Competitive Implications for Global Tech

This systemic bias has significant market consequences that extend far beyond individual user frustration. Companies operating in CGNAT-heavy regions face inherent disadvantages in global competition—their applications experience higher latency, more frequent blocking, and unreliable connections compared to services originating from IPv4-rich regions. This creates an uneven playing field where startups in Nairobi or Jakarta must overcome infrastructure hurdles that Silicon Valley companies never face. The throttling issue particularly impacts real-time applications like video conferencing, gaming, and financial transactions, effectively limiting the types of services that can successfully emerge from affected regions. As global remote work becomes standard, this bias could increasingly determine which regions produce the next generation of successful tech companies.

The False Economy of IP-Based Security

ISPs’ reliance on IP-based security measures represents a fundamental failure to adapt to modern network realities. Traditional blocklisting and rate-limiting assume a one-to-one relationship between IP addresses and users, a model that became obsolete with the widespread adoption of CGNAT, VPNs, and mobile networks. The research findings suggest that many security teams are using outdated heuristics that penalize efficiency—CGNAT exists specifically to maximize scarce IPv4 resources, yet security systems punish this efficiency by treating shared IPs as suspicious. This creates perverse incentives where network operators must choose between efficient resource utilization and avoiding security filters, a tradeoff that shouldn’t exist in properly designed systems.

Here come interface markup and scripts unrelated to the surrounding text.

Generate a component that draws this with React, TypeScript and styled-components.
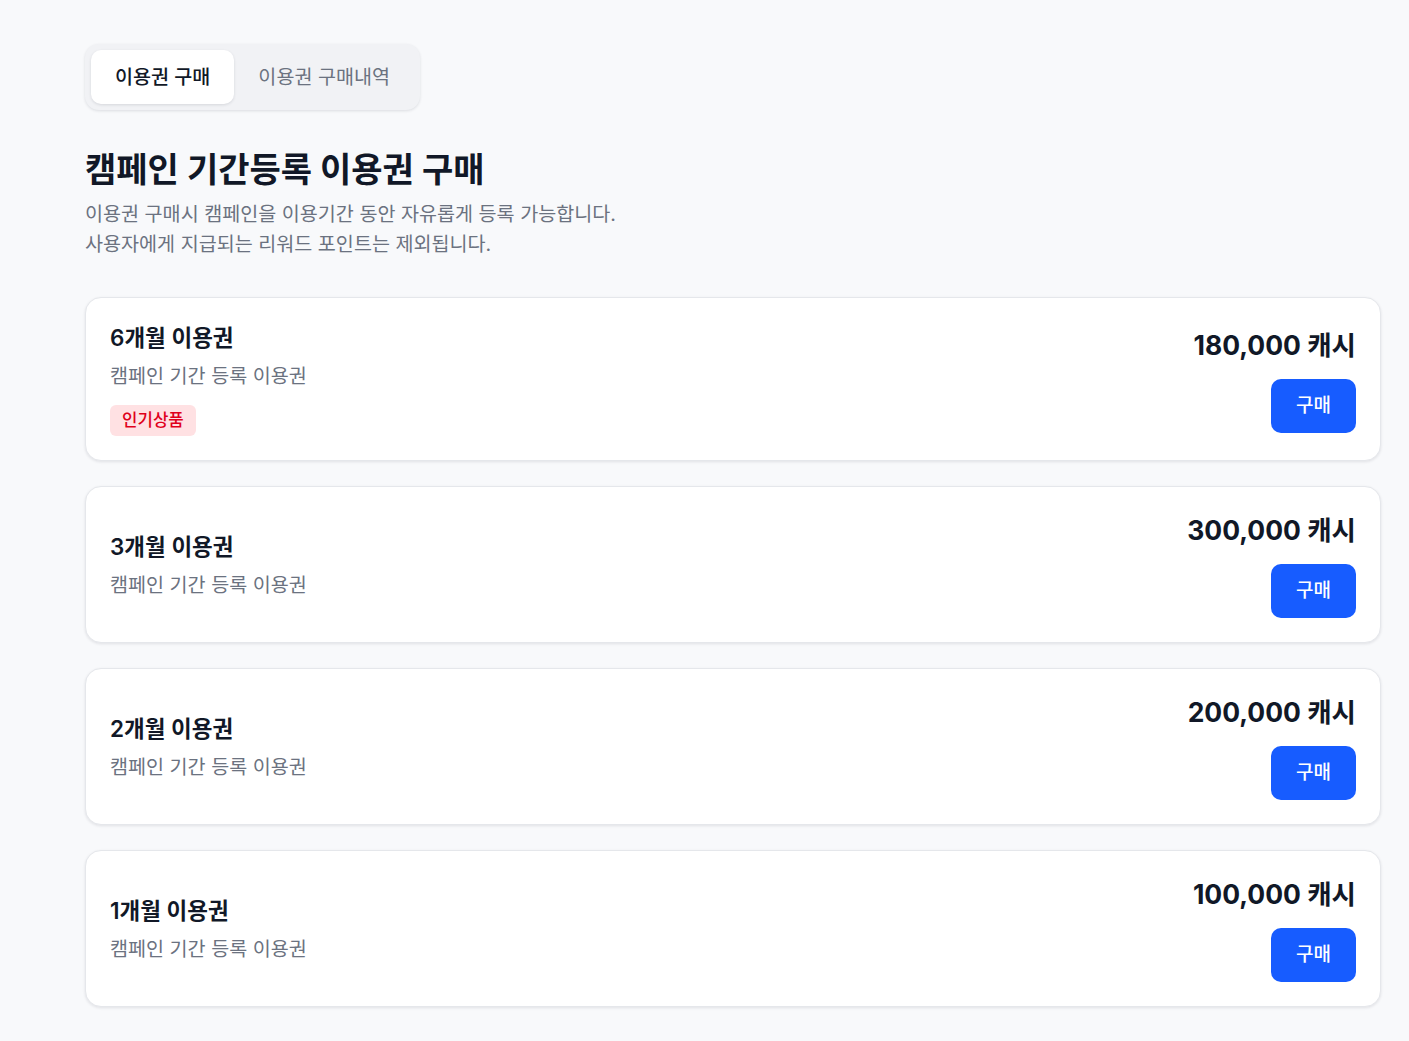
import React, { useState } from "react";
import styled, { createGlobalStyle } from "styled-components";

const GlobalStyle = createGlobalStyle`
  * { box-sizing: border-box; }
  html, body { margin: 0; padding: 0; background: #f8f9fb; }
  body {
    font-family: Inter, "Noto Sans CJK KR", "Noto Sans", sans-serif;
    color: #111827;
    -webkit-font-smoothing: antialiased;
  }
`;

const Page = styled.div`
  padding: 44px 28px 34px 85px;
  min-height: 1041px;
`;

const TabBar = styled.div`
  display: inline-flex;
  padding: 6px;
  background: #f1f2f5;
  border-radius: 14px;
  box-shadow: 0 1px 3px rgba(15, 23, 42, 0.12);
`;

const Tab = styled.button<{ $active?: boolean }>`
  border: none;
  font-family: inherit;
  font-size: 19.6px;
  line-height: 24px;
  padding: 15px 24px;
  border-radius: 10px;
  cursor: pointer;
  font-weight: ${(p) => (p.$active ? 500 : 400)};
  color: ${(p) => (p.$active ? "#111827" : "#6b7280")};
  background: ${(p) => (p.$active ? "#ffffff" : "transparent")};
  box-shadow: ${(p) => (p.$active ? "0 1px 3px rgba(15, 23, 42, 0.12)" : "none")};
`;

const Title = styled.h1`
  margin: 40px 0 9px;
  font-size: 34px;
  line-height: 40px;
  font-weight: 700;
  color: #111827;
`;

const Desc = styled.p`
  margin: 0;
  font-size: 19.6px;
  line-height: 30px;
  color: #6b7280;
`;

const List = styled.div`
  margin-top: 38px;
  display: flex;
  flex-direction: column;
  gap: 25px;
`;

const Card = styled.div`
  display: flex;
  align-items: center;
  justify-content: space-between;
  padding: 24px;
  background: #ffffff;
  border: 1px solid #e5e7eb;
  border-radius: 16px;
  box-shadow: 0 1px 3px rgba(15, 23, 42, 0.1);
`;

const Info = styled.div`
  display: flex;
  flex-direction: column;
  align-items: flex-start;
`;

const Name = styled.div`
  font-size: 22.5px;
  line-height: 32px;
  font-weight: 600;
  color: #111827;
`;

const Sub = styled.div`
  margin-top: 8px;
  font-size: 19.6px;
  line-height: 28px;
  color: #6b7280;
`;

const Badge = styled.span`
  margin-top: 15px;
  padding: 4px 12px 5px;
  font-size: 16.8px;
  line-height: 22px;
  font-weight: 500;
  color: #e0001b;
  background: #ffe1e3;
  border-radius: 6px;
`;

const Side = styled.div`
  display: flex;
  flex-direction: column;
  align-items: flex-end;
  gap: 15px;
`;

const Price = styled.div`
  font-size: 26.5px;
  line-height: 38px;
  font-weight: 700;
  color: #111827;
`;

const BuyButton = styled.button`
  border: none;
  font-family: inherit;
  font-size: 19px;
  line-height: 24px;
  font-weight: 500;
  color: #ffffff;
  background: #175cff;
  padding: 15px 25px;
  border-radius: 10px;
  cursor: pointer;
`;

const plans = [
  { name: "6개월 이용권", price: "180,000 캐시", popular: true },
  { name: "3개월 이용권", price: "300,000 캐시" },
  { name: "2개월 이용권", price: "200,000 캐시" },
  { name: "1개월 이용권", price: "100,000 캐시" },
];

export default function App() {
  const [tab, setTab] = useState(0);
  return (
    <>
      <GlobalStyle />
      <Page>
        <TabBar>
          <Tab $active={tab === 0} onClick={() => setTab(0)}>이용권 구매</Tab>
          <Tab $active={tab === 1} onClick={() => setTab(1)}>이용권 구매내역</Tab>
        </TabBar>
        <Title>캠페인 기간등록 이용권 구매</Title>
        <Desc>
          이용권 구매시 캠페인을 이용기간 동안 자유롭게 등록 가능합니다.
          <br />
          사용자에게 지급되는 리워드 포인트는 제외됩니다.
        </Desc>
        <List>
          {plans.map((p) => (
            <Card key={p.name}>
              <Info>
                <Name>{p.name}</Name>
                <Sub>캠페인 기간 등록 이용권</Sub>
                {p.popular && <Badge>인기상품</Badge>}
              </Info>
              <Side>
                <Price>{p.price}</Price>
                <BuyButton>구매</BuyButton>
              </Side>
            </Card>
          ))}
        </List>
      </Page>
    </>
  );
}
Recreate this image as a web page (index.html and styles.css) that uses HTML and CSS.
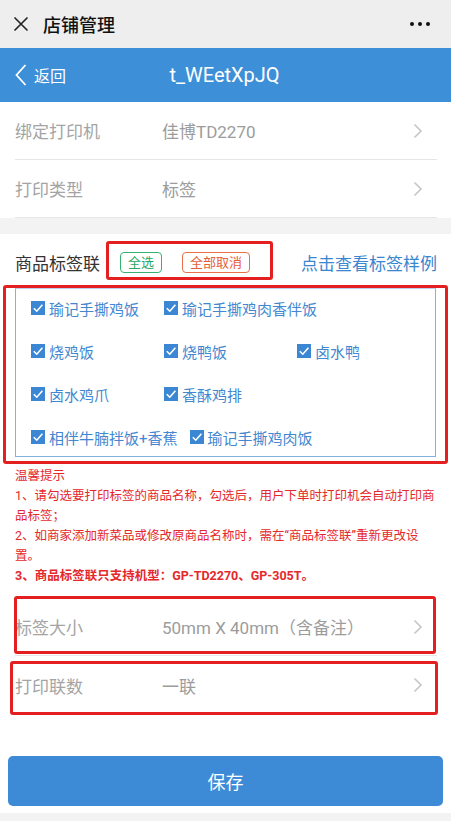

The IPv6 Transition Stall-Out

Perhaps the most damning implication is what this reveals about the stalled IPv6 transition. CGNAT was always intended as a temporary bridge to IPv6, yet as the researchers note with the old proverb, “Nothing is more permanent than a temporary solution.” The persistence of CGNAT bias indicates systemic failure in global IPv6 adoption, particularly among the very carriers who most need the technology. While major content providers and cloud platforms have embraced IPv6, last-mile providers in affected regions continue to rely on increasingly problematic CGNAT implementations. This creates a coordination problem where even if content is available over IPv6, users stuck behind CGNAT gateways cannot reliably access it without encountering throttling and blocking.

Emerging Regulatory and Compliance Risks

The documented bias creates significant regulatory exposure for global technology companies and carriers. As digital equity becomes an increasing focus for regulators worldwide—from the EU’s digital sovereignty initiatives to emerging markets’ internet governance frameworks—systemic discrimination based on network architecture could trigger compliance challenges. Companies that rely on IP-based geolocation for content licensing, fraud prevention, or service tiering may face legal challenges if their systems disproportionately affect users in developing regions. The technical evidence now provides concrete data that could support regulatory action or class-action litigation against companies whose security measures systematically disadvantage entire regions.

The Path Forward Requires Architectural Change

Solving this problem requires more than just technical adjustments—it demands fundamental changes in how we architect global internet infrastructure. The solution space includes developing CGNAT-aware security systems that can distinguish between individual users behind shared IPs, accelerating IPv6 deployment in underserved regions, and creating new standards for fair traffic management. Carriers operating CGNAT infrastructure must work with security providers to develop more sophisticated detection methods, while content providers need to ensure their services remain accessible through NAT gateways. The alternative is perpetuating a divided internet where users’ geographic location continues to determine their digital rights and opportunities, undermining the very principle of a globally connected world.